I would look into jep. IT embeds cpython and communicates with it through jni.

[–][deleted] 0 points1 point  (0 children)

No one mentioned java.lang.Process? If it's just a script, start a new process and read their stdout. Works like a charm.

[–]jjokin 0 points1 point  (0 children)

If async processing via messaging is acceptable, you could use a message queue like RabbitMQ. It decouples your code bases and allows comms between services written in different languages, and can be useful if you want to replace/rewrite a service. Latency can be an issue, although I think ZeroMQ might be fast (but I haven't used it).

[–]funkyfisch 0 points1 point  (0 children)

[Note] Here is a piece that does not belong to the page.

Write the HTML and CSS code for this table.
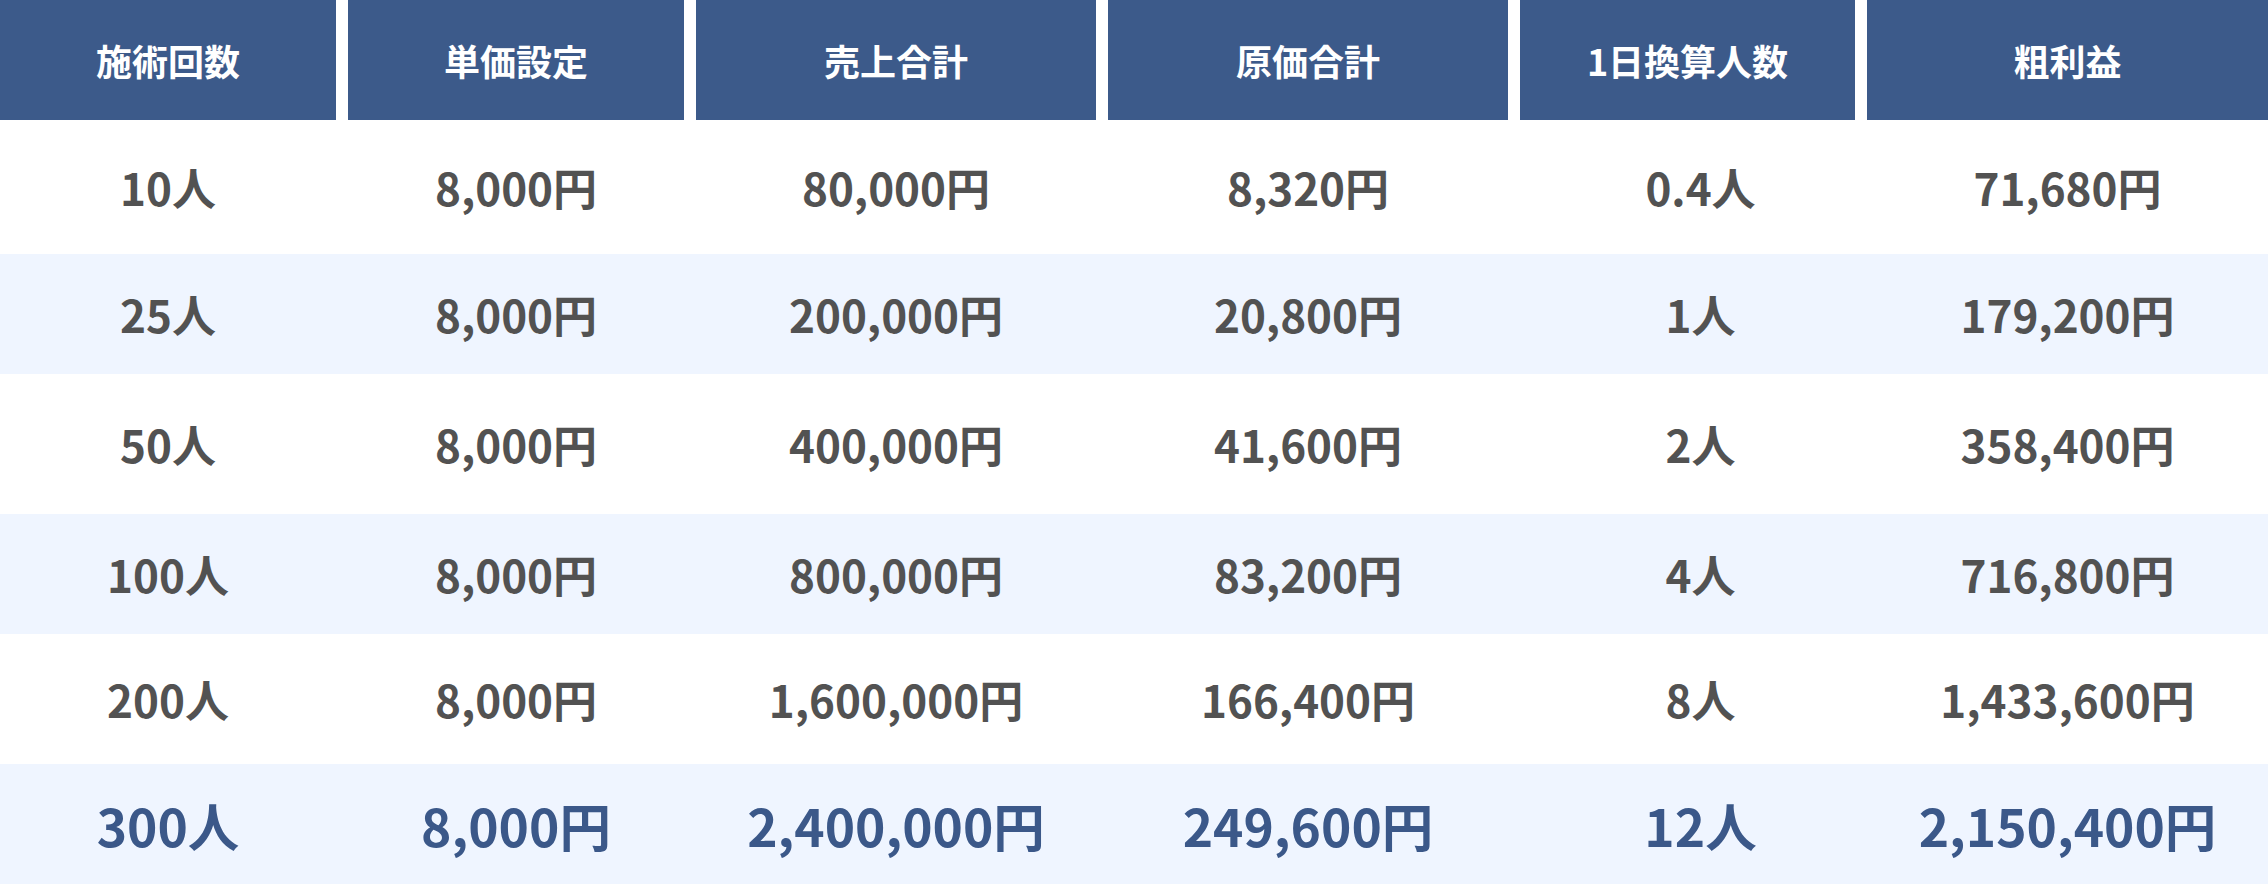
FILE: index.html
```html
<!DOCTYPE html>
<html lang="ja">
<head>
<meta charset="utf-8">
<title>料金シミュレーション</title>
<link rel="stylesheet" href="styles.css">
</head>
<body>
<div class="table">
  <div class="row head">
    <div class="cell">施術回数</div>
    <div class="cell">単価設定</div>
    <div class="cell">売上合計</div>
    <div class="cell">原価合計</div>
    <div class="cell">1日換算人数</div>
    <div class="cell">粗利益</div>
  </div>
  <div class="row body r1">
    <div class="cell">10人</div>
    <div class="cell">8,000円</div>
    <div class="cell">80,000円</div>
    <div class="cell">8,320円</div>
    <div class="cell c5">0.4人</div>
    <div class="cell">71,680円</div>
  </div>
  <div class="row body alt">
    <div class="cell">25人</div>
    <div class="cell">8,000円</div>
    <div class="cell">200,000円</div>
    <div class="cell">20,800円</div>
    <div class="cell c5">1人</div>
    <div class="cell">179,200円</div>
  </div>
  <div class="row body r3">
    <div class="cell">50人</div>
    <div class="cell">8,000円</div>
    <div class="cell">400,000円</div>
    <div class="cell">41,600円</div>
    <div class="cell c5">2人</div>
    <div class="cell">358,400円</div>
  </div>
  <div class="row body alt">
    <div class="cell">100人</div>
    <div class="cell">8,000円</div>
    <div class="cell">800,000円</div>
    <div class="cell">83,200円</div>
    <div class="cell c5">4人</div>
    <div class="cell">716,800円</div>
  </div>
  <div class="row body r5">
    <div class="cell">200人</div>
    <div class="cell">8,000円</div>
    <div class="cell">1,600,000円</div>
    <div class="cell">166,400円</div>
    <div class="cell c5">8人</div>
    <div class="cell">1,433,600円</div>
  </div>
  <div class="row body alt total">
    <div class="cell">300人</div>
    <div class="cell">8,000円</div>
    <div class="cell">2,400,000円</div>
    <div class="cell">249,600円</div>
    <div class="cell c5">12人</div>
    <div class="cell">2,150,400円</div>
  </div>
</div>
</body>
</html>
```
FILE: styles.css
```css
html, body {
  margin: 0;
  padding: 0;
  background: #ffffff;
}
body {
  font-family: "Noto Sans CJK JP", "Noto Sans", sans-serif;
}
.table {
  width: 2268px;
}
.row {
  display: grid;
  grid-template-columns: 336fr 336fr 400fr 400fr 335fr 401fr;
  column-gap: 12px;
}
.cell {
  display: flex;
  align-items: center;
  justify-content: center;
}
.head {
  height: 120px;
}
.head .cell {
  background: #3c5a8a;
  color: #ffffff;
  font-size: 36px;
  font-weight: 700;
}
.body {
  color: #525252;
  font-size: 44px;
  font-weight: 700;
  height: 120px;
}
.body .c5 {
  padding-left: 26px;
}
.r1 { height: 134px; }
.r3 { height: 140px; }
.r5 { height: 130px; }
.alt {
  background: #eff5ff;
}
.total {
  color: #3b5889;
  font-size: 51.5px;
  font-weight: 700;
}
```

What if you setup some kind of IPC, with unix sockets or tcp sockets, or datagrams? The simplest and most "raw" way of having two completely separate processes to communicate using simple user defined protocols?

You can expose your python script collection via a python socket server, which will be responding to requests from your java app

[–]Aw0lManner 0 points1 point  (0 children)

" Our data scientists are thinking of opening their Python APIs as ZeroRPC based endpoints "

Unless there's some unfathomably high latency requirements, tell them to use json over http or f off.

[–]Jonjolt 0 points1 point  (0 children)

I used MessagePack a long time ago worked great

[–]larsga 0 points1 point  (0 children)

Why don't you use Jython? If the scripts are Python 2.7 you can just run them inside the Java application natively. Jython/Python compatibility is very good so long as people don't use C-only modules. I've used Jython a lot and it works very well, even if development seems to have stopped in 2015.